What draws me to the movies? So many things. Among them is the occasional chance to witness miracles. The Wachowskis literally used the word miracle in the screenplay of The Matrix to describe the moment of Neo’s resurrection. That’s part of the fun of the medium – the unlimited vista of imagination that movies can do – but here is a movie that delivers a real-life miracle that happens in a fucking documentary.

This film captures a stage event by the magician Derek DelGaudio. It’s part autobiography, part showcase for illusion, part examination on the nature of truth, and utterly magic.

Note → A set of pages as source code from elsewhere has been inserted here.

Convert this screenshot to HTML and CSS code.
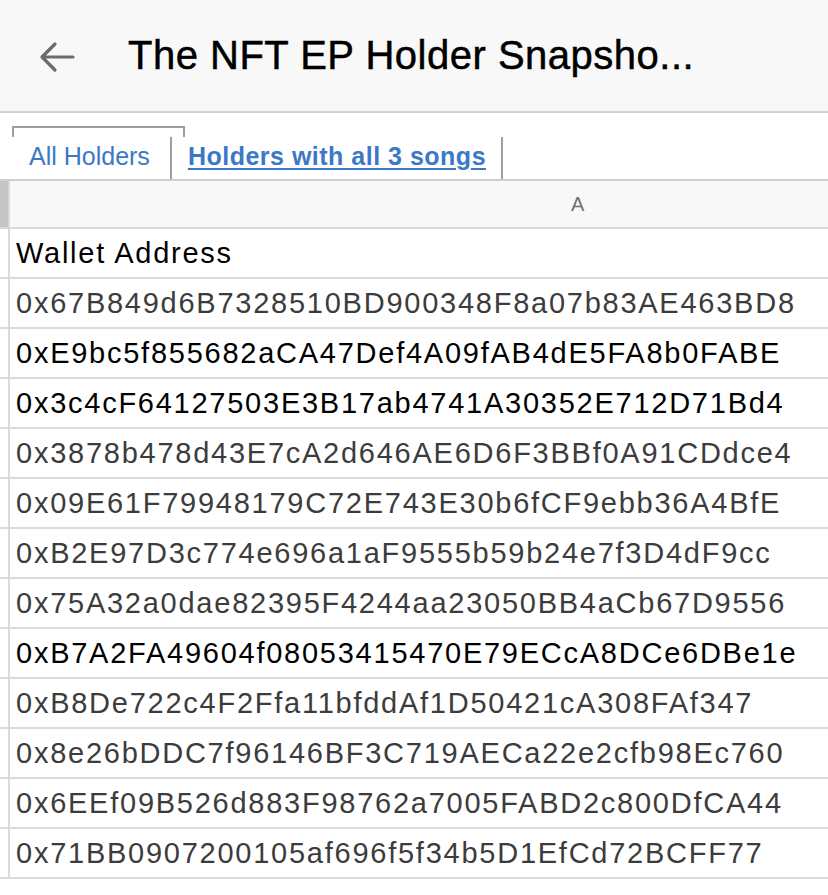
FILE: index.html
```html
<!DOCTYPE html>
<html lang="en">
<head>
    <meta charset="UTF-8">
    <meta name="viewport" content="width=device-width, initial-scale=1.0">
    <title>The NFT EP Holder Snapshot</title>
    <link rel="stylesheet" href="styles.css">
</head>
<body>
    <header class="top-bar">
        <button class="back-btn" aria-label="Back">
            <svg width="36" height="32" viewBox="0 0 36 32">
                <path d="M34 16H4M16 3L3 16l13 13" fill="none" stroke="#6b6b6b" stroke-width="3.2" stroke-linecap="round" stroke-linejoin="round"/>
            </svg>
        </button>
        <h1 class="doc-title">The NFT EP Holder Snapsho...</h1>
    </header>

    <nav class="sheet-tabs">
        <div class="tab tab-active">All Holders</div>
        <a class="tab tab-link" href="#">Holders with all 3 songs</a>
    </nav>

    <div class="sheet">
        <div class="row col-head">
            <div class="row-num"></div>
            <div class="cell">A</div>
        </div>
        <div id="rows"></div>
    </div>

    <script>
        // Sheet data: [address, dimmed?]
        const rows = [
            ['Wallet Address', false],
            ['0x67B849d6B7328510BD900348F8a07b83AE463BD8', true],
            ['0xE9bc5f855682aCA47Def4A09fAB4dE5FA8b0FABE', false],
            ['0x3c4cF64127503E3B17ab4741A30352E712D71Bd4', false],
            ['0x3878b478d43E7cA2d646AE6D6F3BBf0A91CDdce4', true],
            ['0x09E61F79948179C72E743E30b6fCF9ebb36A4BfE', true],
            ['0xB2E97D3c774e696a1aF9555b59b24e7f3D4dF9cc', true],
            ['0x75A32a0dae82395F4244aa23050BB4aCb67D9556', true],
            ['0xB7A2FA49604f08053415470E79ECcA8DCe6DBe1e', false],
            ['0xB8De722c4F2Ffa11bfddAf1D50421cA308FAf347', true],
            ['0x8e26bDDC7f96146BF3C719AECa22e2cfb98Ec760', true],
            ['0x6EEf09B526d883F98762a7005FABD2c800DfCA44', true],
            ['0x71BB0907200105af696f5f34b5D1EfCd72BCFF77', true]
        ];

        const container = document.getElementById('rows');
        rows.forEach(([text, dim]) => {
            const row = document.createElement('div');
            row.className = 'row';
            row.innerHTML = `
                <div class="row-num"></div>
                <div class="cell${dim ? ' dim' : ''}">${text}</div>
            `;
            container.appendChild(row);
        });
    </script>
</body>
</html>
```

FILE: styles.css
```css
* {
    box-sizing: border-box;
    margin: 0;
    padding: 0;
}

body {
    font-family: "Liberation Sans", Arial, sans-serif;
    background-color: #fff;
    color: #000;
    width: 828px;
    overflow: hidden;
}

.top-bar {
    height: 113px;
    background: #f8f8f8;
    border-bottom: 2px solid #d2d2d2;
    display: flex;
    align-items: center;
    padding-left: 39px;
}

.back-btn {
    background: none;
    border: none;
    width: 36px;
    height: 32px;
    display: flex;
    margin-top: 2px;
}

.doc-title {
    margin-left: 53px;
    font-size: 40px;
    font-weight: normal;
    -webkit-text-stroke: 0.5px #000;
    letter-spacing: 0.5px;
    white-space: nowrap;
}

.sheet-tabs {
    height: 68px;
    display: flex;
    align-items: flex-end;
    padding-left: 12px;
    border-bottom: 2px solid #cfcfcf;
}

.tab {
    position: relative;
    height: 42px;
    display: flex;
    align-items: center;
    padding-bottom: 3px;
    border-right: 2px solid #9e9e9e;
    font-size: 25px;
    color: #3b78c7;
    white-space: nowrap;
}

.tab-active {
    padding-left: 17px;
    padding-right: 20px;
}

/* bracket above the selected tab */
.tab-active::before {
    content: "";
    box-sizing: border-box;
    position: absolute;
    left: 0;
    top: -11px;
    width: 173px;
    height: 11px;
    border: 2px solid #9e9e9e;
    border-bottom: none;
}

.tab-link {
    padding-left: 16px;
    padding-right: 15px;
    font-weight: bold;
    letter-spacing: 0.5px;
    text-decoration: underline;
    text-underline-offset: 3px;
}

.row {
    display: flex;
    height: 50px;
    border-bottom: 2px solid #dadada;
}

.row-num {
    width: 10px;
    flex-shrink: 0;
    border-right: 2px solid #dadada;
}

.cell {
    flex: 1;
    min-width: 0;
    display: flex;
    align-items: center;
    padding-left: 6px;
    padding-top: 1px;
    font-size: 29px;
    letter-spacing: 1.75px;
    white-space: nowrap;
    overflow: hidden;
    color: #000;
}

.cell.dim {
    color: #3c3c3c;
}

.col-head {
    height: 48px;
    background: #f8f8f8;
}

.col-head .row-num {
    background: #c6c6c6;
}

/* column A runs past the right edge, so its label sits right of centre */
.col-head .cell {
    padding-left: 561px;
    font-size: 20px;
    letter-spacing: 0;
    color: #707070;
}
```
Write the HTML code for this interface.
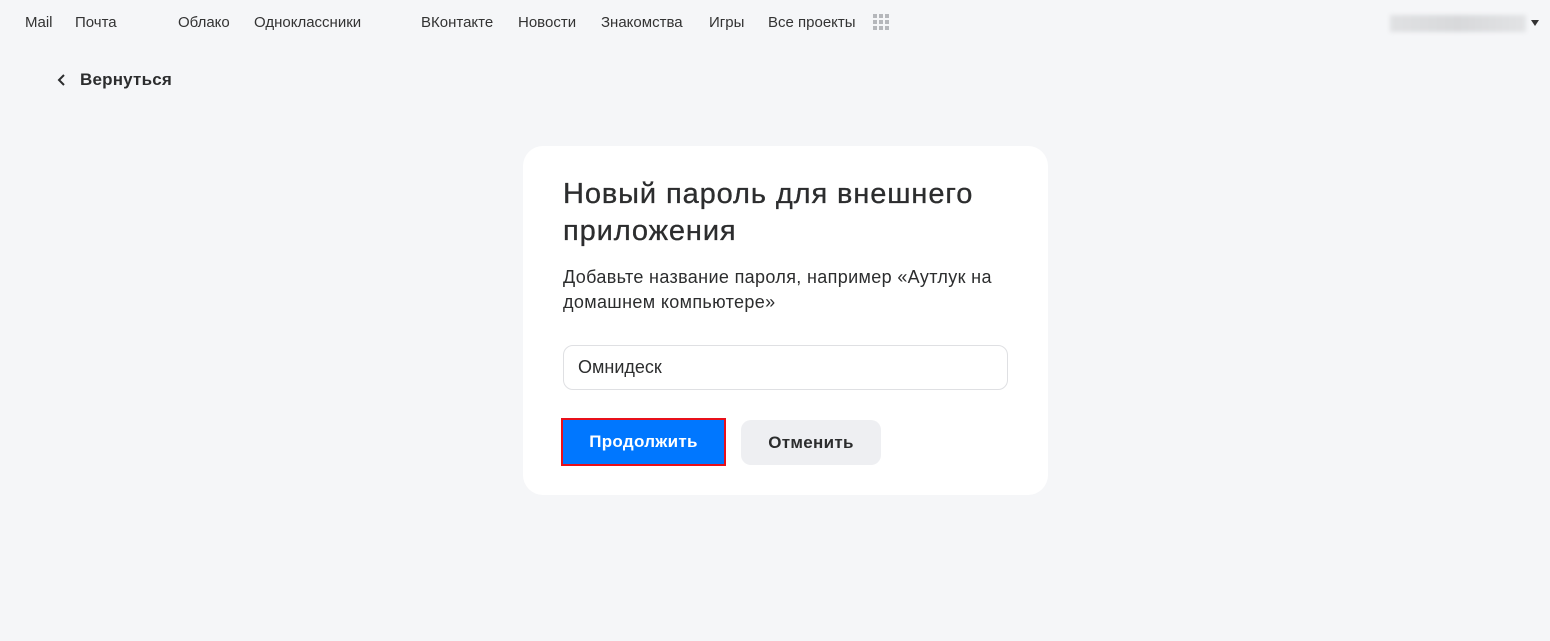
<!DOCTYPE html>
<html><head><meta charset="utf-8"><style>
*{margin:0;padding:0;box-sizing:border-box}
body{width:1550px;height:641px;background:#f5f6f8;font-family:"Liberation Sans",sans-serif;color:#2c2d2e;position:relative;overflow:hidden}
.nav{position:absolute;top:14px;font-size:15px;color:#333;white-space:nowrap}
.nav span{position:absolute;top:0}
.blur{position:absolute;left:1390px;top:15px;width:136px;height:17px;background:linear-gradient(90deg,#e0e1e3,#d8d9db,#e2e3e5);filter:blur(2px)}
.tri{position:absolute;left:1531px;top:20px;width:0;height:0;border-left:4px solid transparent;border-right:4px solid transparent;border-top:6px solid #333}
.back{position:absolute;left:80px;top:70px;font-size:17px;font-weight:bold;color:#2c2d2e;letter-spacing:0.2px}
.card{position:absolute;left:523px;top:146px;width:525px;height:349px;background:#fff;border-radius:20px}
h1{position:absolute;left:40px;top:30px;font-size:29px;font-weight:normal;line-height:37px;color:#2c2d2e;width:480px;letter-spacing:0.9px;-webkit-text-stroke:0.3px #2c2d2e}
p{position:absolute;left:40px;top:119px;font-size:18px;line-height:25px;width:470px;color:#2c2d2e;letter-spacing:0.35px}
.inp{position:absolute;left:40px;top:199px;width:445px;height:45px;border:1px solid #dfe0e3;border-radius:10px;font-size:18px;padding:11px 14px}
.b1{position:absolute;left:38px;top:272px;width:165px;height:48px;border:2px solid #e8101a;background:#0077ff;color:#fff;font-weight:bold;font-size:17px;text-align:center;line-height:44px;letter-spacing:0.3px}
.b2{position:absolute;left:218px;top:274px;width:140px;height:45px;border-radius:10px;background:#eeeff2;font-weight:bold;font-size:17px;text-align:center;line-height:45px;color:#2c2d2e;letter-spacing:0.3px}
</style></head><body>
<div class="nav">
<span style="left:25px">Mail</span><span style="left:75px">Почта</span><span style="left:178px">Облако</span><span style="left:254px">Одноклассники</span><span style="left:421px">ВКонтакте</span><span style="left:518px">Новости</span><span style="left:601px">Знакомства</span><span style="left:709px">Игры</span><span style="left:768px">Все проекты</span>
</div>
<svg style="position:absolute;left:873px;top:14px" width="18" height="18"><g fill="#b5b7bb"><rect x="0" y="0" width="4" height="4"/><rect x="6" y="0" width="4" height="4"/><rect x="12" y="0" width="4" height="4"/><rect x="0" y="6" width="4" height="4"/><rect x="6" y="6" width="4" height="4"/><rect x="12" y="6" width="4" height="4"/><rect x="0" y="12" width="4" height="4"/><rect x="6" y="12" width="4" height="4"/><rect x="12" y="12" width="4" height="4"/></g></svg>
<div class="blur"></div><div class="tri"></div>
<svg style="position:absolute;left:56px;top:73px" width="12" height="14"><path d="M8 2 L3 7 L8 12" stroke="#2c2d2e" stroke-width="2" fill="none"/></svg>
<div class="back">Вернуться</div>
<div class="card">
<h1>Новый пароль для внешнего приложения</h1>
<p>Добавьте название пароля, например «Аутлук на домашнем компьютере»</p>
<div class="inp">Омнидеск</div>
<div class="b1">Продолжить</div>
<div class="b2">Отменить</div>
</div>
</body></html>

DelGaudio proves himself a riveting narrator as he weaves small stories into a tapestry of a larger life story, culminating in a stunning conclusion. Filmed in front of a live audience that becomes key participants in the final act, In and Of Itself delivers a sustained moment where these spellbound individuals take part in a “trick” so well-crafted, so well-executed, it is a documented witness of an act of a genuine wizard. He may not have a funny hat, but DelGaudio has earned the right to roll with Gandalf and Dumbledore. Nothing supernatural occurs, no laws of physics are violated, but what those live audiences saw is a genuine miracle: they were moved to tears, as you will be. 

1. Spider-Man: No Way Home

My apologies to those of you who’ve made it this far only to arrive at the inevitable: of course this was the best movie experience of the year. Covid variants be damned, this is when audiences decided to return to movie theaters – the cathedrals of we movie zealots – en masse. To once again be side-by-side with my fellow churchgoers, observing the cinema sacraments of cheers and applause as a trinity of movie legends (re-)appeared on the big screen, was such a once-in-a-lifetime thrill. Two years of pent-up frustration and cabin fever, released in a wave of joy.

When (predictable spoiler one) happened, I was surprised at how active my crowd was – but when (predictable spoiled two) happened, even though I should’ve been prepared, I still was jolted by the thunder of foot-stomps, shrieks of enthusiasm, and bruising hand-claps.

Aside from the return of the live theatrical experience, No Way Home is a top MCU film in its own right. It not only provided a potential conclusion to Tom Holland’s run as Spidey (which was, at the time, a strong possibility), but also redeemed the entirety of the rest of the live-action Sony Spidey movies – anything that was lacking in those films got a quick band-aid and/or the elixir of MCU everlasting life.

And perhaps most astonishing of all, despite this being the sixth time Holland suited up as Spider-Man, they managed to bring it all home and create a stealth re-imagining of Amazing Fantasy #15. When a key moment (spoiler essential moment in Spidey history is revised) started to unfold on screen, I couldn’t believe what I was witnessing – an origin story as a sixth chapter. At last, an on-screen Spidey becomes one hundred percent authentic to Ditko and Lee. We all know the signature ethos of the mythology, but, this is the first time the movies quoted it accurately. I never would’ve predicted (spoiler actor name) would be the one to finally deliver those immortal lines, but they hit as hard as ever.  Under the stewardship of Holland, Watts, and Feige, the filmmakers have lived up to the calling: With great power, there must also come great responsibility.